1. Do you support the current housing proposal for the Marina Safeway?

Yes. This proposal builds more affordable housing in the Marina than has been built in the last 15 years. There is also no risk of gentrification because it is in a wealthy neighborhood. It is absolutely the kind of place we should be building more housing.

However, I would love to see even more affordable units in the project – and my proposal for a Reconstruction Finance Corporation would be able to provide low-interest financing for this project in exchange for increasing the number of affordable units. That would be a priority for me in Congress.

I would also love to see a temporary grocery store while construction occurs and a prioritization of making sure the Safeway re-opens as fast as possible.

And I would, of course, prefer a project that has buy-in from neighbors as long as the total amount of housing, especially affordable housing, is still built. But we should not let perfect be the enemy of the good when we are in the middle of a housing crisis.

2. If not, what would you support there?

To your second question: See above.

3. What is your position on the other three current Safeway housing proposals?

To your third question:

Pretty much the same as my position on the Marina Safeway proposal, but I do want to point out the Fillmore proposal specifically. The Safeway there has already closed and that neighborhood has been desperate for a grocery store to replace it. I want to see the developer and city prioritize getting a new grocery store into the Fillmore site ASAP – regardless of future development plans.

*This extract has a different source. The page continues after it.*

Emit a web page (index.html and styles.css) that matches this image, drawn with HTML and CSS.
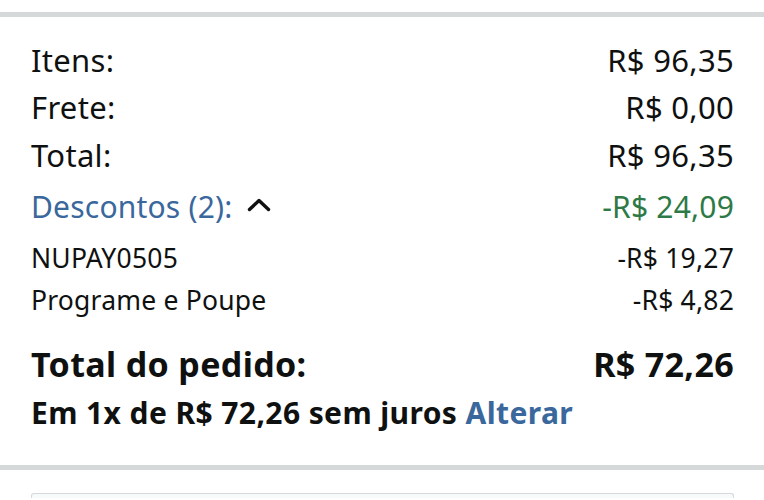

I also would prioritize the Fillmore site for more affordable units to make sure that project does not lead to further gentrification and displacement. The Fillmore is one of the only Black communities left in San Francisco and has a horrible history of the city forcibly removing thousands of Black residents and attempting to erase Black culture from the “Harlem of the West” in the 1960s and ’70s through eminent domain and redevelopment. So any new plans for development must make sure the community there can afford to live in it.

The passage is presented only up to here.